Write out the full listing exactly as given, minus the images.

=== ENTRIES SHOWN ===
━━━━━━━━━━━━━━━━

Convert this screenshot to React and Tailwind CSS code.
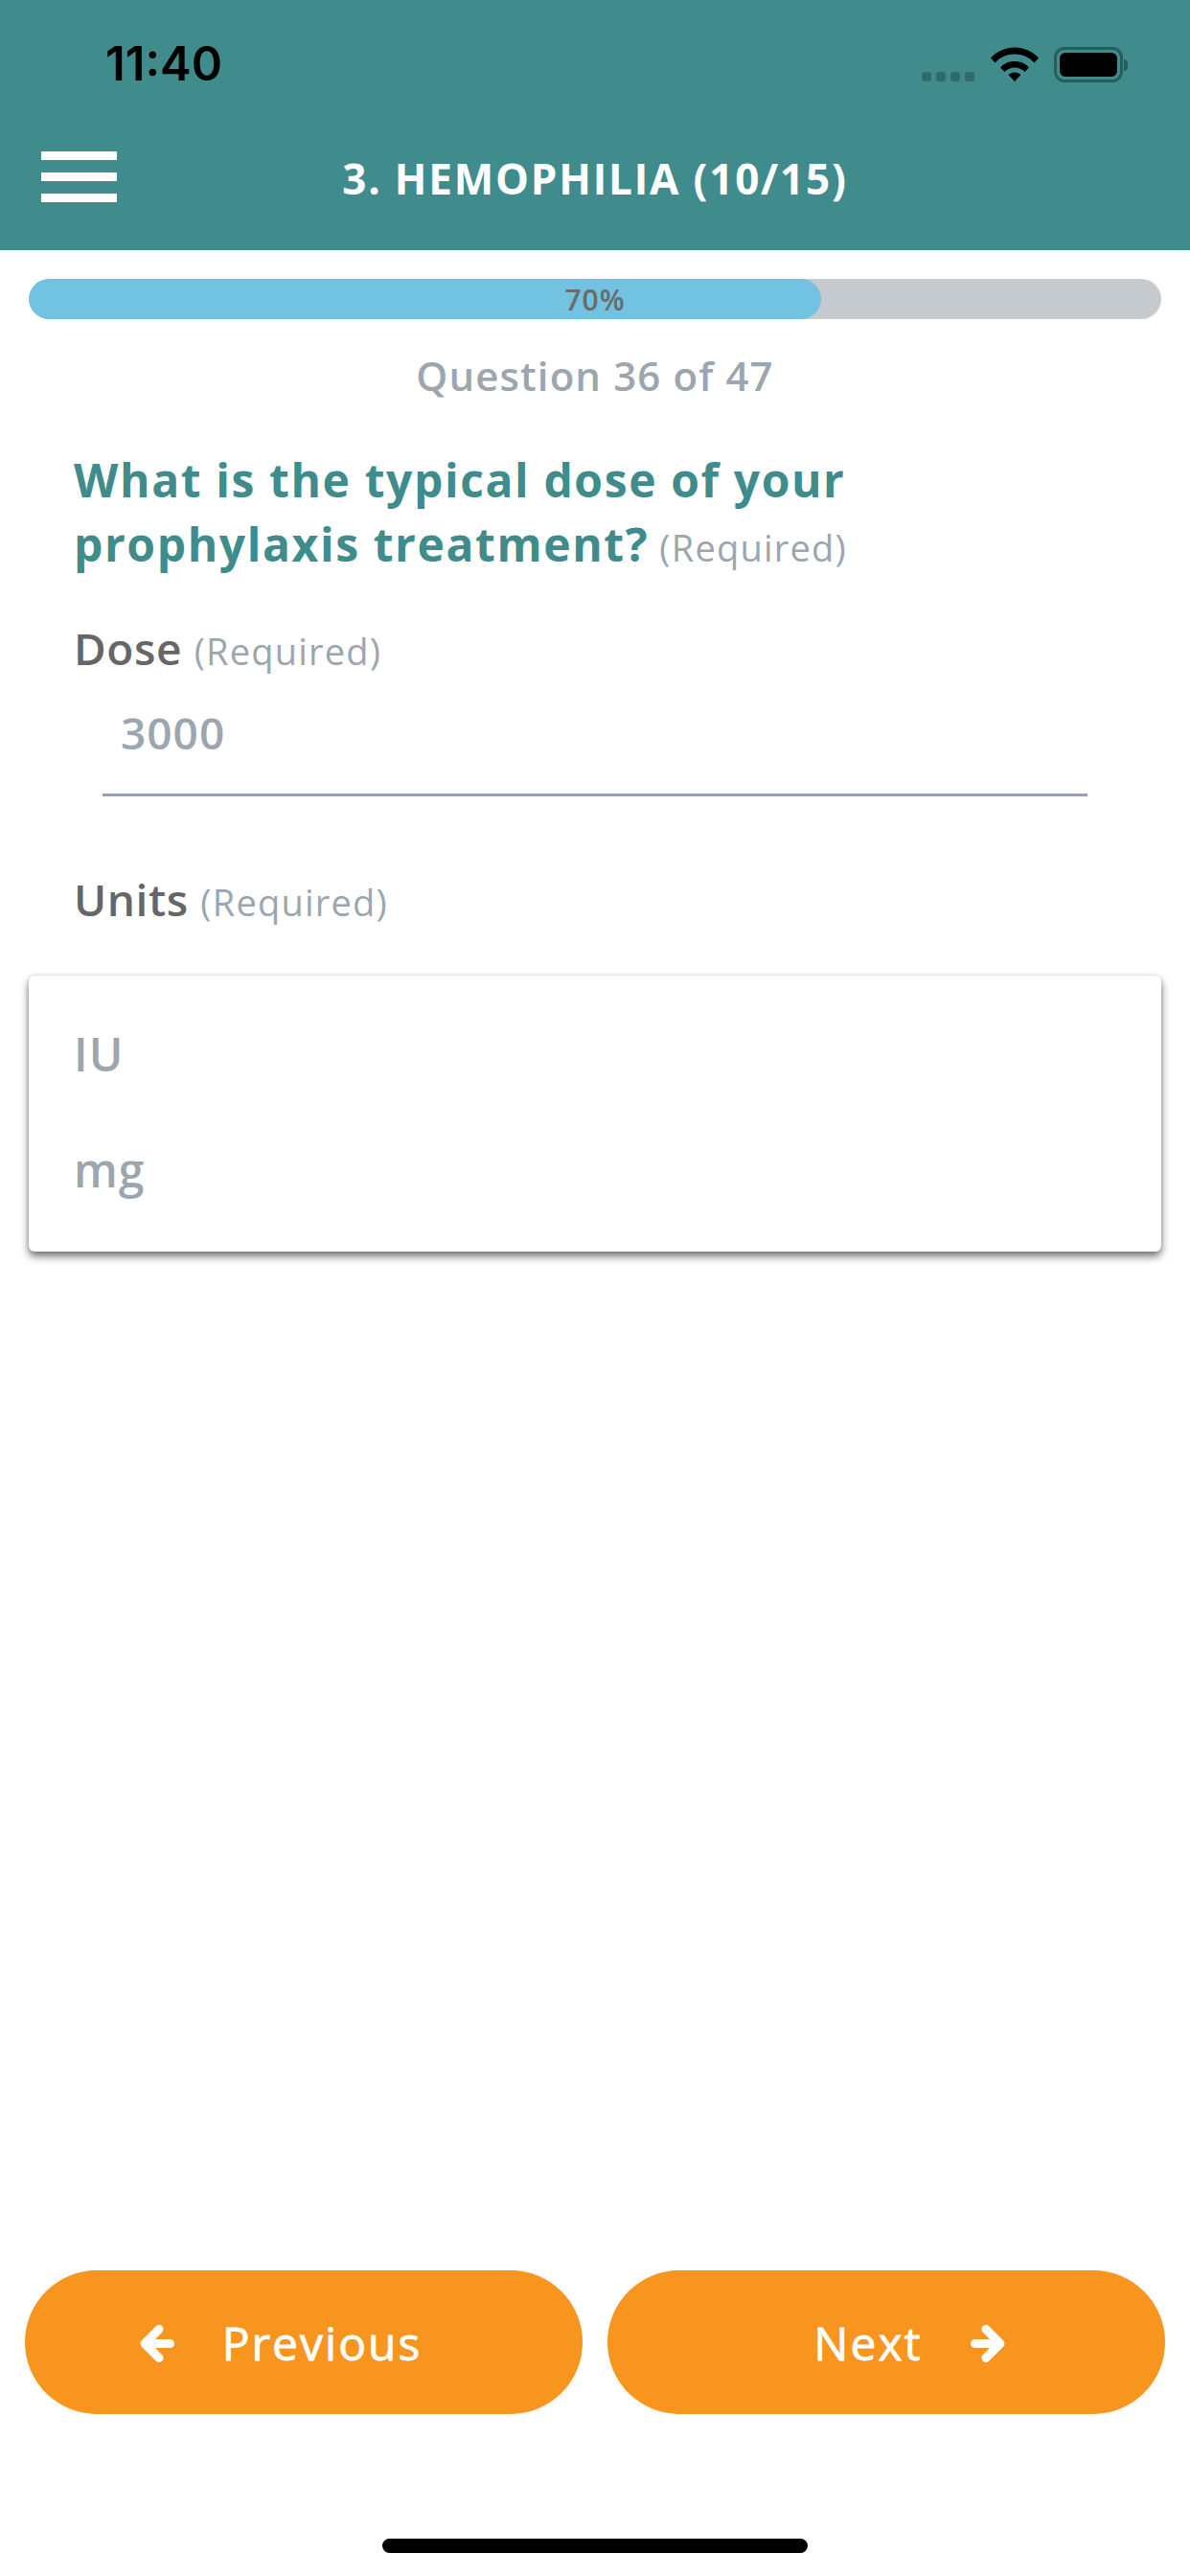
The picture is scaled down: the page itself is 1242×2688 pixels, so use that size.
import React from "react";

const Required = ({ className = "" }) => (
  <span className={`font-normal text-[#9ca6af] tracking-[1.2px] ${className}`}>(Required)</span>
);

const StatusBar = () => (
  <div className="flex items-start justify-between h-[120px] pl-[110px] pr-[65px] pt-[38px]">
    <span className="font-['Inter',sans-serif] text-[49px] leading-[58px] font-semibold text-black">11:40</span>
    <div className="flex items-start pt-[11px]">
      <div className="flex gap-[5px] mt-[26px] mr-[17px]">
        <div className="w-[10px] h-[10px] rounded-[3px] bg-[#2f6b6b]" />
        <div className="w-[10px] h-[10px] rounded-[3px] bg-[#2f6b6b]" />
        <div className="w-[10px] h-[10px] rounded-[3px] bg-[#2f6b6b]" />
        <div className="w-[10px] h-[10px] rounded-[3px] bg-[#2f6b6b]" />
      </div>
      <svg width="50" height="36" viewBox="0 0 50 36" className="mr-[16px]">
        <path d="M0 11.500C6.500 4.500 15 0.500 25 0.500S43.500 4.500 50 11.500L45.500 16.500C40 10.500 33 7.500 25 7.500S10 10.500 4.500 16.500Z" fill="#000" />
        <path d="M10 21.500C14 17 19 15 25 15S36 17 40 21.500L35.500 26C32.500 23 29 21.500 25 21.500S17.500 23 14.500 26Z" fill="#000" />
        <path d="M18.500 29C20 27.500 22.500 26.500 25 26.500S30 27.500 31.500 29L25 36Z" fill="#000" />
      </svg>
      <div className="flex items-center">
        <div className="w-[72px] h-[37px] rounded-[11px] border-[3px] border-[#2a5c5c] p-[3px]">
          <div className="w-full h-full rounded-[6px] bg-black" />
        </div>
        <div className="w-[4px] h-[12px] rounded-r-[4px] bg-[#2a5c5c] ml-[1px]" />
      </div>
    </div>
  </div>
);

const Header = () => (
  <div className="bg-[#408c8c] h-[261px] shrink-0">
    <StatusBar />
    <div className="relative flex items-center justify-center h-[66px] mt-[33px]">
      <div className="absolute left-[43px] top-[5px] flex flex-col gap-[13px]">
        <div className="w-[79px] h-[9px] bg-white" />
        <div className="w-[79px] h-[9px] bg-white" />
        <div className="w-[79px] h-[9px] bg-white" />
      </div>
      <span className="text-white text-[44px] font-bold tracking-[1.8px] leading-[66px]">3. HEMOPHILIA (10/15)</span>
    </div>
  </div>
);

const Arrow = ({ flip = false }) => (
  <svg width="36" height="39" viewBox="0 0 36 39" className={flip ? "rotate-180" : ""}>
    <path d="M20 4.500L5 19.500L20 34.500M5 19.500H31.500" fill="none" stroke="#fff" strokeWidth="9" strokeLinecap="round" strokeLinejoin="round" />
  </svg>
);

const Button = ({ children, className = "" }) => (
  <button className={`flex-1 h-[150px] rounded-full bg-[#f8951f] text-white text-[48px] [-webkit-text-stroke-width:0.8px] tracking-[2px] flex items-center justify-center gap-[50px] pt-[2px] ${className}`}>
    {children}
  </button>
);

export default function App() {
  return (
    <div className="w-[1242px] h-[2688px] bg-white flex flex-col font-['Open_Sans',sans-serif] overflow-hidden">
      <Header />

      {/* progress */}
      <div className="mx-[30px] mt-[30px] h-[42px] rounded-full bg-[#c6cbcf] relative overflow-hidden shrink-0">
        <div className="h-full w-[70%] rounded-full bg-[#72c2e1]" />
        <span className="absolute inset-0 flex items-center justify-center text-[30px] font-semibold text-[#6b6b6b] tracking-[1px]">70%</span>
      </div>
      <div className="text-center mt-[30px] text-[42px] leading-[58px] font-semibold text-[#9ca6af] tracking-[1.1px]">
        Question 36 of 47
      </div>

      {/* question */}
      <div className="px-[77px] mt-[46px] w-[1000px] box-content">
        <h1 className="text-[48px] leading-[67px] font-bold text-[#408c8c] tracking-[1.6px]">
          What is the typical dose of your<br />
          prophylaxis treatment? <Required className="text-[38px] -ml-[3px]" />
        </h1>
      </div>

      <div className="px-[77px] mt-[41px] text-[46px] leading-[60px] font-semibold text-[#666666] tracking-[0.6px]">
        Dose <Required className="text-[38px]" />
      </div>
      <div className="mx-[107px] mt-[24px] border-b-[3px] border-[#9aa0b0] h-[95px] box-content pl-[19px] text-[46px] leading-[62px] font-semibold text-[#9ca6af] tracking-[1px]">
        3000
      </div>

      <div className="px-[77px] mt-[77px] text-[46px] leading-[60px] font-semibold text-[#666666] tracking-[0.6px]">
        Units <Required className="text-[38px]" />
      </div>

      {/* units menu */}
      <div className="mx-[30px] mt-[47px] h-[288px] rounded-[6px] bg-white shadow-[0_5px_8px_rgba(0,0,0,0.55),0_0_4px_rgba(0,0,0,0.12)] px-[47px] pt-[22px] shrink-0">
        <div className="h-[120px] flex items-center text-[48px] font-semibold text-[#9ca6af] tracking-[1px]">IU</div>
        <div className="h-[122px] flex items-center text-[48px] font-semibold text-[#9ca6af] tracking-[1px]">mg</div>
      </div>

      {/* nav */}
      <div className="mt-auto flex gap-[26px] px-[26px]">
        <Button className="pr-[48px]">
          <Arrow />
          <span>Previous</span>
        </Button>
        <Button className="pl-[48px]">
          <span>Next</span>
          <Arrow flip />
        </Button>
      </div>
      <div className="flex justify-center mt-[130px] mb-[24px]">
        <div className="w-[444px] h-[15px] rounded-full bg-black" />
      </div>
    </div>
  );
}
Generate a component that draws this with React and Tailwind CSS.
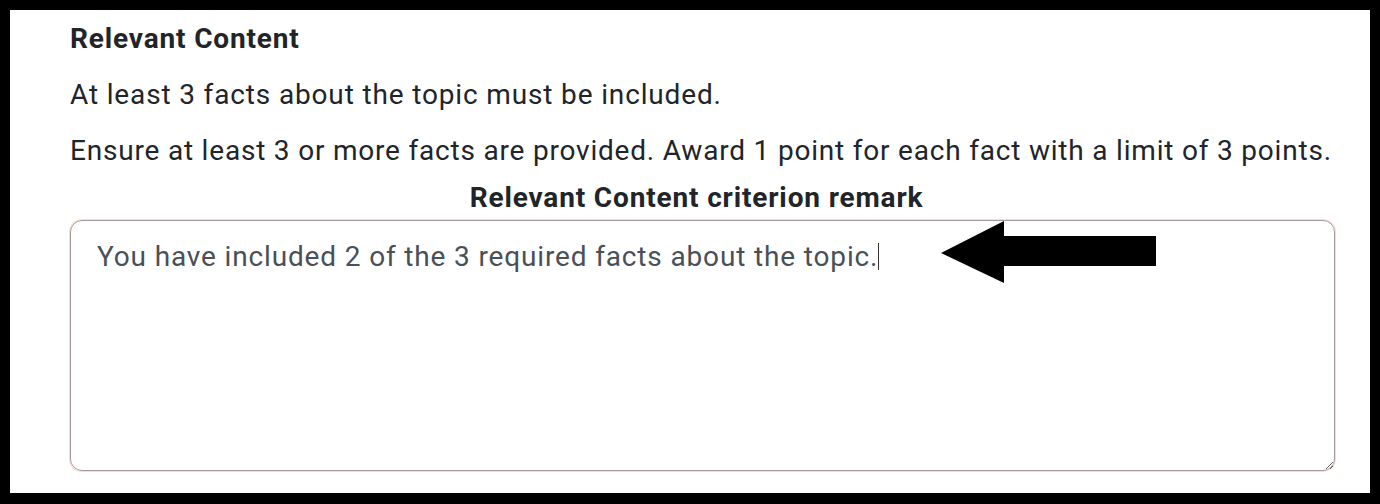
const remark = "You have included 2 of the 3 required facts about the topic.";

export default function App() {
  return (
    <div className="w-[1380px] h-[504px] bg-black pt-[10px] pl-[10px] pr-[10px] pb-[11px]">
      <div className="h-full bg-white pl-[60px] pr-[35px] pt-[11px] font-['Roboto',sans-serif] text-[#212529] text-[28px] leading-[36px] tracking-[0.85px]">
        <h3 className="font-bold">Relevant Content</h3>
        <p className="mt-[20px]">At least 3 facts about the topic must be included.</p>
        <p className="mt-[20px] whitespace-nowrap tracking-[0.8px]">
          Ensure at least 3 or more facts are provided. Award 1 point for each fact with a limit of 3 points.
        </p>
        <label htmlFor="remark" className="block mt-[11px] pr-[12px] text-center font-bold">
          Relevant Content criterion remark
        </label>
        <div className="relative mt-[4px]">
          <textarea
            id="remark"
            defaultValue={remark}
            className="block w-full h-[251px] rounded-[12px] border border-[#a39b9b] shadow-[0_0_0_1px_#fcdccb] outline-none pt-[18px] px-[26px] text-[#495057]"
          />
          {/* caret overlay: invisible copy of the text followed by the cursor */}
          <div className="absolute inset-0 border border-transparent pt-[18px] px-[26px] pointer-events-none">
            <span className="text-transparent">{remark}</span>
            <span className="inline-block w-0 h-[27px] align-[-4px] border-l border-[#333]" />
          </div>
          <svg
            className="absolute left-[871px] top-[1px] pointer-events-none"
            width="215"
            height="62"
            viewBox="0 0 215 62"
          >
            <polygon points="0,32 63,0 63,15 215,15 215,45 63,45 63,62" fill="#000" />
          </svg>
        </div>
      </div>
    </div>
  );
}
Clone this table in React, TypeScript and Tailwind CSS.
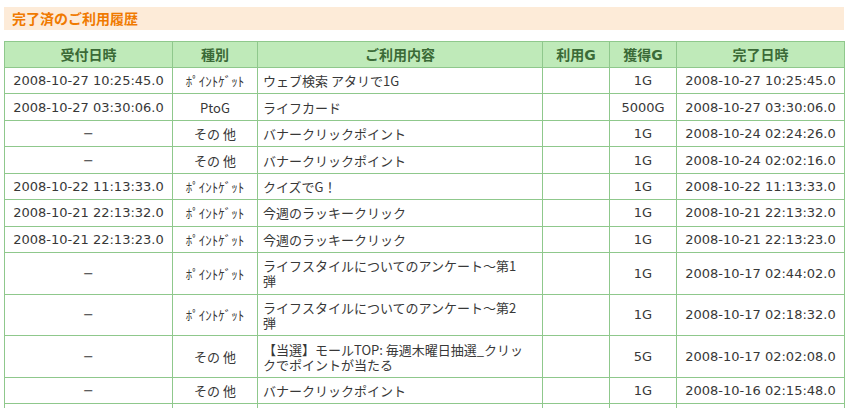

━━━━━━━━━━━━━━━━

=== FULL SOLUTION ===
Convert this screenshot to React and Tailwind CSS code.
The picture is scaled down: the page itself is 1242×2688 pixels, so use that size.
import React from "react";

const Required = ({ className = "" }) => (
  <span className={`font-normal text-[#9ca6af] tracking-[1.2px] ${className}`}>(Required)</span>
);

const StatusBar = () => (
  <div className="flex items-start justify-between h-[120px] pl-[110px] pr-[65px] pt-[38px]">
    <span className="font-['Inter',sans-serif] text-[49px] leading-[58px] font-semibold text-black">11:40</span>
    <div className="flex items-start pt-[11px]">
      <div className="flex gap-[5px] mt-[26px] mr-[17px]">
        <div className="w-[10px] h-[10px] rounded-[3px] bg-[#2f6b6b]" />
        <div className="w-[10px] h-[10px] rounded-[3px] bg-[#2f6b6b]" />
        <div className="w-[10px] h-[10px] rounded-[3px] bg-[#2f6b6b]" />
        <div className="w-[10px] h-[10px] rounded-[3px] bg-[#2f6b6b]" />
      </div>
      <svg width="50" height="36" viewBox="0 0 50 36" className="mr-[16px]">
        <path d="M0 11.500C6.500 4.500 15 0.500 25 0.500S43.500 4.500 50 11.500L45.500 16.500C40 10.500 33 7.500 25 7.500S10 10.500 4.500 16.500Z" fill="#000" />
        <path d="M10 21.500C14 17 19 15 25 15S36 17 40 21.500L35.500 26C32.500 23 29 21.500 25 21.500S17.500 23 14.500 26Z" fill="#000" />
        <path d="M18.500 29C20 27.500 22.500 26.500 25 26.500S30 27.500 31.500 29L25 36Z" fill="#000" />
      </svg>
      <div className="flex items-center">
        <div className="w-[72px] h-[37px] rounded-[11px] border-[3px] border-[#2a5c5c] p-[3px]">
          <div className="w-full h-full rounded-[6px] bg-black" />
        </div>
        <div className="w-[4px] h-[12px] rounded-r-[4px] bg-[#2a5c5c] ml-[1px]" />
      </div>
    </div>
  </div>
);

const Header = () => (
  <div className="bg-[#408c8c] h-[261px] shrink-0">
    <StatusBar />
    <div className="relative flex items-center justify-center h-[66px] mt-[33px]">
      <div className="absolute left-[43px] top-[5px] flex flex-col gap-[13px]">
        <div className="w-[79px] h-[9px] bg-white" />
        <div className="w-[79px] h-[9px] bg-white" />
        <div className="w-[79px] h-[9px] bg-white" />
      </div>
      <span className="text-white text-[44px] font-bold tracking-[1.8px] leading-[66px]">3. HEMOPHILIA (10/15)</span>
    </div>
  </div>
);

const Arrow = ({ flip = false }) => (
  <svg width="36" height="39" viewBox="0 0 36 39" className={flip ? "rotate-180" : ""}>
    <path d="M20 4.500L5 19.500L20 34.500M5 19.500H31.500" fill="none" stroke="#fff" strokeWidth="9" strokeLinecap="round" strokeLinejoin="round" />
  </svg>
);

const Button = ({ children, className = "" }) => (
  <button className={`flex-1 h-[150px] rounded-full bg-[#f8951f] text-white text-[48px] [-webkit-text-stroke-width:0.8px] tracking-[2px] flex items-center justify-center gap-[50px] pt-[2px] ${className}`}>
    {children}
  </button>
);

export default function App() {
  return (
    <div className="w-[1242px] h-[2688px] bg-white flex flex-col font-['Open_Sans',sans-serif] overflow-hidden">
      <Header />

      {/* progress */}
      <div className="mx-[30px] mt-[30px] h-[42px] rounded-full bg-[#c6cbcf] relative overflow-hidden shrink-0">
        <div className="h-full w-[70%] rounded-full bg-[#72c2e1]" />
        <span className="absolute inset-0 flex items-center justify-center text-[30px] font-semibold text-[#6b6b6b] tracking-[1px]">70%</span>
      </div>
      <div className="text-center mt-[30px] text-[42px] leading-[58px] font-semibold text-[#9ca6af] tracking-[1.1px]">
        Question 36 of 47
      </div>

      {/* question */}
      <div className="px-[77px] mt-[46px] w-[1000px] box-content">
        <h1 className="text-[48px] leading-[67px] font-bold text-[#408c8c] tracking-[1.6px]">
          What is the typical dose of your<br />
          prophylaxis treatment? <Required className="text-[38px] -ml-[3px]" />
        </h1>
      </div>

      <div className="px-[77px] mt-[41px] text-[46px] leading-[60px] font-semibold text-[#666666] tracking-[0.6px]">
        Dose <Required className="text-[38px]" />
      </div>
      <div className="mx-[107px] mt-[24px] border-b-[3px] border-[#9aa0b0] h-[95px] box-content pl-[19px] text-[46px] leading-[62px] font-semibold text-[#9ca6af] tracking-[1px]">
        3000
      </div>

      <div className="px-[77px] mt-[77px] text-[46px] leading-[60px] font-semibold text-[#666666] tracking-[0.6px]">
        Units <Required className="text-[38px]" />
      </div>

      {/* units menu */}
      <div className="mx-[30px] mt-[47px] h-[288px] rounded-[6px] bg-white shadow-[0_5px_8px_rgba(0,0,0,0.55),0_0_4px_rgba(0,0,0,0.12)] px-[47px] pt-[22px] shrink-0">
        <div className="h-[120px] flex items-center text-[48px] font-semibold text-[#9ca6af] tracking-[1px]">IU</div>
        <div className="h-[122px] flex items-center text-[48px] font-semibold text-[#9ca6af] tracking-[1px]">mg</div>
      </div>

      {/* nav */}
      <div className="mt-auto flex gap-[26px] px-[26px]">
        <Button className="pr-[48px]">
          <Arrow />
          <span>Previous</span>
        </Button>
        <Button className="pl-[48px]">
          <span>Next</span>
          <Arrow flip />
        </Button>
      </div>
      <div className="flex justify-center mt-[130px] mb-[24px]">
        <div className="w-[444px] h-[15px] rounded-full bg-black" />
      </div>
    </div>
  );
}
Generate a component that draws this with React and Tailwind CSS.
const remark = "You have included 2 of the 3 required facts about the topic.";

export default function App() {
  return (
    <div className="w-[1380px] h-[504px] bg-black pt-[10px] pl-[10px] pr-[10px] pb-[11px]">
      <div className="h-full bg-white pl-[60px] pr-[35px] pt-[11px] font-['Roboto',sans-serif] text-[#212529] text-[28px] leading-[36px] tracking-[0.85px]">
        <h3 className="font-bold">Relevant Content</h3>
        <p className="mt-[20px]">At least 3 facts about the topic must be included.</p>
        <p className="mt-[20px] whitespace-nowrap tracking-[0.8px]">
          Ensure at least 3 or more facts are provided. Award 1 point for each fact with a limit of 3 points.
        </p>
        <label htmlFor="remark" className="block mt-[11px] pr-[12px] text-center font-bold">
          Relevant Content criterion remark
        </label>
        <div className="relative mt-[4px]">
          <textarea
            id="remark"
            defaultValue={remark}
            className="block w-full h-[251px] rounded-[12px] border border-[#a39b9b] shadow-[0_0_0_1px_#fcdccb] outline-none pt-[18px] px-[26px] text-[#495057]"
          />
          {/* caret overlay: invisible copy of the text followed by the cursor */}
          <div className="absolute inset-0 border border-transparent pt-[18px] px-[26px] pointer-events-none">
            <span className="text-transparent">{remark}</span>
            <span className="inline-block w-0 h-[27px] align-[-4px] border-l border-[#333]" />
          </div>
          <svg
            className="absolute left-[871px] top-[1px] pointer-events-none"
            width="215"
            height="62"
            viewBox="0 0 215 62"
          >
            <polygon points="0,32 63,0 63,15 215,15 215,45 63,45 63,62" fill="#000" />
          </svg>
        </div>
      </div>
    </div>
  );
}
Clone this table in React, TypeScript and Tailwind CSS.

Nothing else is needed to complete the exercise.